When I built my little water feature a few years ago, I specifically chose a few rocks with lichens growing on them. I didn't know if the lichens would survive outside their native habitat, but I liked the look of them on the rocks.
The lichens are doing just fine. Most likely, their home rock came from nearby and they're adapted to the climate here. Lichens tend to grow on surfaces that are unsuitable for other vegetation. In fact, when conditions are unfavorable to growth and food production, their metabolism shuts down.

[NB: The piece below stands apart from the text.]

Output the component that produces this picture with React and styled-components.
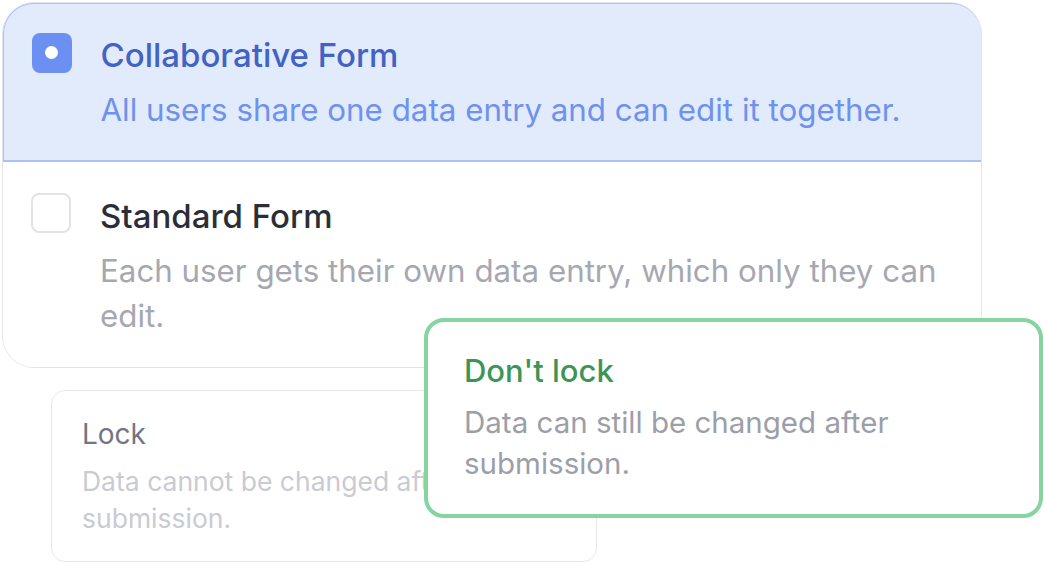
import React from "react";
import styled, { createGlobalStyle } from "styled-components";

const Global = createGlobalStyle`
  html, body { margin: 0; padding: 0; background: #ffffff; }
  body { font-family: Inter, "Noto Sans", sans-serif; -webkit-font-smoothing: antialiased; }
`;

const Page = styled.div`
  position: relative;
  width: 1044px;
  height: 566px;
  padding: 2px 0 0 2px;
  box-sizing: border-box;
  overflow: hidden;
`;

const Card = styled.div`
  width: 980px;
  box-sizing: border-box;
  border: 1.5px solid #e4e5e9;
  border-radius: 32px;
  overflow: hidden;
  background: #fff;
`;

const Option = styled.div`
  display: flex;
  align-items: flex-start;
  gap: 29px;
  padding: ${(p) => (p.$active ? "29px 28px 27px 28px" : "32px 28px 28px 28px")};
  background: ${(p) => (p.$active ? "#e2ebfc" : "#ffffff")};
  border: ${(p) => (p.$active ? "2px solid #a9c1f3" : "none")};
  border-radius: ${(p) => (p.$active ? "32px 32px 0 0" : "0")};
  margin: ${(p) => (p.$active ? "-1.5px -1.5px 0 -1.5px" : "0")};
  box-shadow: ${(p) => (p.$active ? "0 2px 0 #eceef2" : "none")};
`;

const Check = styled.div`
  flex: none;
  width: 40px;
  height: 40px;
  box-sizing: border-box;
  border-radius: 8px;
  margin-top: ${(p) => (p.$on ? "0" : "-1px")};
  display: flex;
  align-items: center;
  justify-content: center;
  background: ${(p) => (p.$on ? "#6b90f1" : "#ffffff")};
  border: ${(p) => (p.$on ? "none" : "2px solid #e2e3e7")};
`;

const Dot = styled.div`
  width: 13px;
  height: 13px;
  border-radius: 50%;
  background: #fff;
`;

const Texts = styled.div`
  display: flex;
  flex-direction: column;
  gap: 13px;
  padding-top: 2px;
`;

const Title = styled.div`
  font-size: 33px;
  line-height: 40px;
  font-weight: 500;
  color: ${(p) => (p.$active ? "#4262c4" : "#2b2e37")};
`;

const Desc = styled.div`
  font-size: 31.3px;
  line-height: 45px;
  color: ${(p) => (p.$active ? "#6e92ed" : "#a6a8b1")};
`;

const LockRow = styled.div`
  display: flex;
  padding: 22px 0 0 49px;
`;

const LockCard = styled.div`
  width: 546px;
  height: 172px;
  box-sizing: border-box;
  border: 1.5px solid #e8e9ed;
  border-radius: 14px;
  padding: 26px 30px 0 30px;
  display: flex;
  flex-direction: column;
  gap: 12px;
  background: #fff;
`;

const LockTitle = styled.div`
  font-size: 28px;
  line-height: 34px;
  color: #747582;
`;

const LockDesc = styled.div`
  font-size: 26.5px;
  line-height: 37px;
  color: #cacbd2;
  white-space: nowrap;
`;

const Popover = styled.div`
  position: absolute;
  left: 424px;
  top: 318px;
  width: 619px;
  height: 200px;
  box-sizing: border-box;
  border: 4px solid #86d5a1;
  border-radius: 20px;
  background: #fff;
  padding: 31px 36px 0 36px;
  display: flex;
  flex-direction: column;
  gap: 13px;
`;

const PopTitle = styled.div`
  font-size: 31px;
  line-height: 36px;
  font-weight: 500;
  color: #3c9557;
`;

const PopDesc = styled.div`
  font-size: 29.5px;
  line-height: 41px;
  color: #9c9ea8;
  max-width: 500px;
`;

export default function App() {
  return (
    <Page>
      <Global />
      <Card>
        <Option $active>
          <Check $on>
            <Dot />
          </Check>
          <Texts>
            <Title $active>Collaborative Form</Title>
            <Desc $active>All users share one data entry and can edit it together.</Desc>
          </Texts>
        </Option>
        <Option>
          <Check />
          <Texts>
            <Title>Standard Form</Title>
            <Desc>Each user gets their own data entry, which only they can edit.</Desc>
          </Texts>
        </Option>
      </Card>
      <LockRow>
        <LockCard>
          <LockTitle>Lock</LockTitle>
          <LockDesc>
            Data cannot be changed after
            <br />
            submission.
          </LockDesc>
        </LockCard>
      </LockRow>
      <Popover>
        <PopTitle>Don't lock</PopTitle>
        <PopDesc>Data can still be changed after submission.</PopDesc>
      </Popover>
    </Page>
  );
}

Lichens provide food to numerous animals, mostly in the winter. Large ungulates like deer, elk, caribou and others nibble on lichen when other forage is scarce. Squirrels eat lichens and also use them for insulating their nests. Hummingbirds are partial to lichens for their delicate nests as well. Some insects are known to use bits of lichen for camouflage.

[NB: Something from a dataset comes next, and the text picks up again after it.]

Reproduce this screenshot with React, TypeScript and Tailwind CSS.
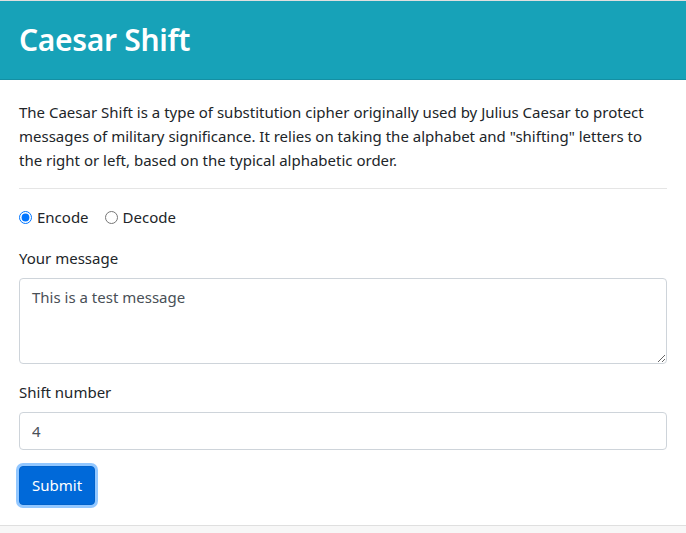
import React from "react";

export default function App() {
  return (
    <div className="w-[686px] h-[533px] overflow-hidden bg-white text-[#212529]" style={{ fontFamily: '"Noto Sans", "Open Sans", sans-serif' }}>
      <div className="border-t border-[#dfdfdf]">
        <div className="bg-[#17a2b8] border-b border-[#148fa3] px-[19px] h-[79px] flex items-center">
          <h1 className="text-white text-[30px] font-semibold leading-none tracking-[-0.3px]">Caesar Shift</h1>
        </div>
        <div className="px-[19px] pt-[20px] pb-[20px]">
          <p className="text-[15px] leading-6 mb-4">
            The Caesar Shift is a type of substitution cipher originally used by Julius Caesar to protect messages of military significance. It relies on taking the alphabet and "shifting" letters to the right or left, based on the typical alphabetic order.
          </p>
          <hr className="border-0 border-t border-[#e5e5e5] mb-4" />
          <div className="flex items-center h-6 mb-[17px] text-[15px]">
            <label className="flex items-center mr-4">
              <input type="radio" name="mode" defaultChecked className="w-[13px] h-[13px] m-0 mr-[5px] accent-[#0075ff]" />
              <span>Encode</span>
            </label>
            <label className="flex items-center">
              <input type="radio" name="mode" className="w-[13px] h-[13px] m-0 mr-[5px]" />
              <span>Decode</span>
            </label>
          </div>
          <div className="text-[15px] leading-6 mb-2">Your message</div>
          <textarea
            rows={3}
            defaultValue="This is a test message"
            className="block w-full h-[86px] border border-[#ced4da] rounded-[4px] px-3 py-[6px] text-[15px] leading-6 text-[#495057] outline-none mb-4"
          />
          <div className="text-[15px] leading-6 mb-2">Shift number</div>
          <input
            type="text"
            defaultValue="4"
            className="block w-full h-[38px] border border-[#ced4da] rounded-[4px] px-3 text-[15px] text-[#495057] outline-none mb-4"
          />
          <button className="h-[39px] px-3 rounded-[4px] bg-[#0069d9] border border-[#0062cc] text-white text-[15px] shadow-[0_0_0_3px_rgba(38,143,255,0.5)]">
            Submit
          </button>
        </div>
        <div className="border-t border-[#dfdfdf] bg-[#f7f7f7] h-[40px]" />
      </div>
    </div>
  );
}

Lichens can be put in three categories depending on the surface they choose as home:
1. Epiphytic lichens grow on the bark of trees and shrubs, living or dead. These lichens can take on many shapes and colors.
2. Saxicolous lichens grow on rocks (and, in more recent times, on concrete). They tend to be flat against their host, and colors usually range in grays, browns and blacks.

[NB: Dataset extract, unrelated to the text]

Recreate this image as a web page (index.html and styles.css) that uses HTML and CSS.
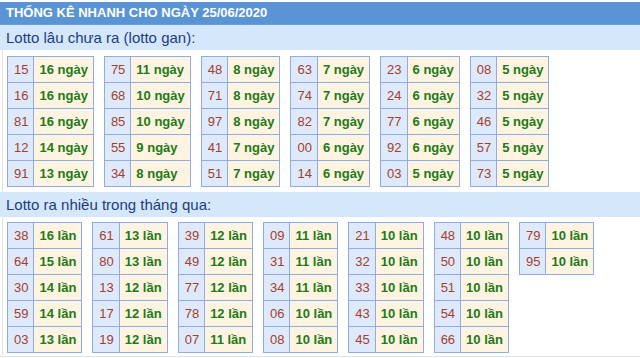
FILE: index.html
```html
<!DOCTYPE html>
<html lang="vi">
<head>
<meta charset="utf-8">
<title>Thống kê nhanh</title>
<link rel="stylesheet" href="styles.css">
</head>
<body>
<div class="page">
  <div class="title">THỐNG KÊ NHANH CHO NGÀY 25/06/2020</div>
  <div class="band">Lotto lâu chưa ra (lotto gan):</div>
  <div class="body body-first">
    <table class="tk"><tr><td class="n">15</td><td class="v">16 ngày</td></tr><tr><td class="n">16</td><td class="v">16 ngày</td></tr><tr><td class="n">81</td><td class="v">16 ngày</td></tr><tr><td class="n">12</td><td class="v">14 ngày</td></tr><tr><td class="n">91</td><td class="v">13 ngày</td></tr></table>
    <table class="tk"><tr><td class="n">75</td><td class="v">11 ngày</td></tr><tr><td class="n">68</td><td class="v">10 ngày</td></tr><tr><td class="n">85</td><td class="v">10 ngày</td></tr><tr><td class="n">55</td><td class="v">9 ngày</td></tr><tr><td class="n">34</td><td class="v">8 ngày</td></tr></table>
    <table class="tk"><tr><td class="n">48</td><td class="v">8 ngày</td></tr><tr><td class="n">71</td><td class="v">8 ngày</td></tr><tr><td class="n">97</td><td class="v">8 ngày</td></tr><tr><td class="n">41</td><td class="v">7 ngày</td></tr><tr><td class="n">51</td><td class="v">7 ngày</td></tr></table>
    <table class="tk"><tr><td class="n">63</td><td class="v">7 ngày</td></tr><tr><td class="n">74</td><td class="v">7 ngày</td></tr><tr><td class="n">82</td><td class="v">7 ngày</td></tr><tr><td class="n">00</td><td class="v">6 ngày</td></tr><tr><td class="n">14</td><td class="v">6 ngày</td></tr></table>
    <table class="tk"><tr><td class="n">23</td><td class="v">6 ngày</td></tr><tr><td class="n">24</td><td class="v">6 ngày</td></tr><tr><td class="n">77</td><td class="v">6 ngày</td></tr><tr><td class="n">92</td><td class="v">6 ngày</td></tr><tr><td class="n">03</td><td class="v">5 ngày</td></tr></table>
    <table class="tk"><tr><td class="n">08</td><td class="v">5 ngày</td></tr><tr><td class="n">32</td><td class="v">5 ngày</td></tr><tr><td class="n">46</td><td class="v">5 ngày</td></tr><tr><td class="n">57</td><td class="v">5 ngày</td></tr><tr><td class="n">73</td><td class="v">5 ngày</td></tr></table>
  </div>
  <div class="band">Lotto ra nhiều trong tháng qua:</div>
  <div class="body body-second">
    <table class="tk"><tr><td class="n">38</td><td class="v">16 lần</td></tr><tr><td class="n">64</td><td class="v">15 lần</td></tr><tr><td class="n">30</td><td class="v">14 lần</td></tr><tr><td class="n">59</td><td class="v">14 lần</td></tr><tr><td class="n">03</td><td class="v">13 lần</td></tr></table>
    <table class="tk"><tr><td class="n">61</td><td class="v">13 lần</td></tr><tr><td class="n">80</td><td class="v">13 lần</td></tr><tr><td class="n">13</td><td class="v">12 lần</td></tr><tr><td class="n">17</td><td class="v">12 lần</td></tr><tr><td class="n">19</td><td class="v">12 lần</td></tr></table>
    <table class="tk"><tr><td class="n">39</td><td class="v">12 lần</td></tr><tr><td class="n">49</td><td class="v">12 lần</td></tr><tr><td class="n">77</td><td class="v">12 lần</td></tr><tr><td class="n">78</td><td class="v">12 lần</td></tr><tr><td class="n">07</td><td class="v">11 lần</td></tr></table>
    <table class="tk"><tr><td class="n">09</td><td class="v">11 lần</td></tr><tr><td class="n">31</td><td class="v">11 lần</td></tr><tr><td class="n">34</td><td class="v">11 lần</td></tr><tr><td class="n">06</td><td class="v">10 lần</td></tr><tr><td class="n">08</td><td class="v">10 lần</td></tr></table>
    <table class="tk"><tr><td class="n">21</td><td class="v">10 lần</td></tr><tr><td class="n">32</td><td class="v">10 lần</td></tr><tr><td class="n">33</td><td class="v">10 lần</td></tr><tr><td class="n">43</td><td class="v">10 lần</td></tr><tr><td class="n">45</td><td class="v">10 lần</td></tr></table>
    <table class="tk"><tr><td class="n">48</td><td class="v">10 lần</td></tr><tr><td class="n">50</td><td class="v">10 lần</td></tr><tr><td class="n">51</td><td class="v">10 lần</td></tr><tr><td class="n">54</td><td class="v">10 lần</td></tr><tr><td class="n">66</td><td class="v">10 lần</td></tr></table>
    <table class="tk"><tr><td class="n">79</td><td class="v">10 lần</td></tr><tr><td class="n">95</td><td class="v">10 lần</td></tr></table>
  </div>
</div>
</body>
</html>
```
FILE: styles.css
```css
html, body {
  margin: 0;
  padding: 0;
  background: #ffffff;
}
.page {
  margin-top: 2px;
  font-family: "Liberation Sans", Arial, sans-serif;
  width: 640px;
  height: 355px;
  box-sizing: border-box;
  border-bottom: 1px solid #e2e2e2;
}
.title {
  height: 22px;
  line-height: 22px;
  background: #5b94d4;
  color: #ffffff;
  font-size: 13px;
  font-weight: bold;
  padding-left: 6px;
  border-bottom: 1px solid #6c9fd8;
}
.band {
  height: 25px;
  line-height: 25px;
  background: #d4e7fb;
  color: #1d3d80;
  font-size: 15px;
  padding-left: 6px;
}
.body {
  display: flex;
  align-items: flex-start;
  gap: 10px;
  margin-left: 2px;
  padding-left: 4px;
  border-left: 1px solid #e2e2e2;
}
.body-first {
  padding-top: 6px;
  padding-bottom: 5px;
}
.body-second {
  padding-top: 5px;
  padding-bottom: 2px;
}
.tk {
  border-collapse: collapse;
  border: 1px solid #8fade0;
  font-size: 13px;
}
.tk td {
  border: 1px solid #8fade0;
  height: 25px;
  line-height: 25px;
  padding: 0 5px;
  box-sizing: border-box;
  white-space: nowrap;
}
.tk .n {
  background: #deeafc;
  color: #a3402b;
  text-align: center;
  padding: 0 5px 0 6px;
}
.tk .v {
  background: #fff4e2;
  color: #217a16;
  font-weight: bold;
}
```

3. Terrestrial lichens grow on soil. Their shapes and colors can look like either epiphytic or saxicolous lichens. This type of lichen helps prevent soil erosion.
Microbiotic soils are made up of lichens, cyanobacteria and mosses.
A lichen is a partnership between a fungus and an algae. Sometimes cyanobacteria are also part of the partnership.
We're all familiar with fungi. The most well known is the mushroom. Mushrooms don't have chlorophyll and can't create their own food. They grow in decomposing vegetable matter which provides their needed nutrients.
Cyanobacteria, also known as blue green algae, photosynthesize and also fix nitrogen in the soil. Marine cyanobacteria are responsible for about half the photosynthesis of the open ocean.
Algae is green and feeds itself through photosynthesis. For fungi to grow without decomposing material, they team up with algae or cyanobacteria (and sometimes both) in order to get food. The partnership creates a completely different organism called a lichen. According to some researchers, lichens are organisms that have discovered agriculture!
Lichens have no scientific names. When you see a lichen referred to by a scientific name, the name refers to the type of fungus that is the "farmer" of the group. But it's the algae part of the partnership that determines lichen color, shape and where the partnership calls home.
The fungus partner of lichens reproduces with spores. The spores germinate, then have to find their own algae partner or they'll die (and most do die). Some enterprising fungi steal algae from other lichens. Like many other plants, bits broken off from the mother lichen can start another colony, too.
Lichens absorb air pollution and are, therefore, bio-indicators of the health of our air. Pollutants can be measured in their tissue. Lichens are very slow growing and the exact growth rate of some types are known. Those types can be used to determine the rates of pollution at various times.
Lichens have other uses, too. Some are poisonous, some are antibacterial (and used in deodorants). They're used as paints, dyes, in cosmetics and as decorations! A door wreath always looks nice with some colorful lichens attached.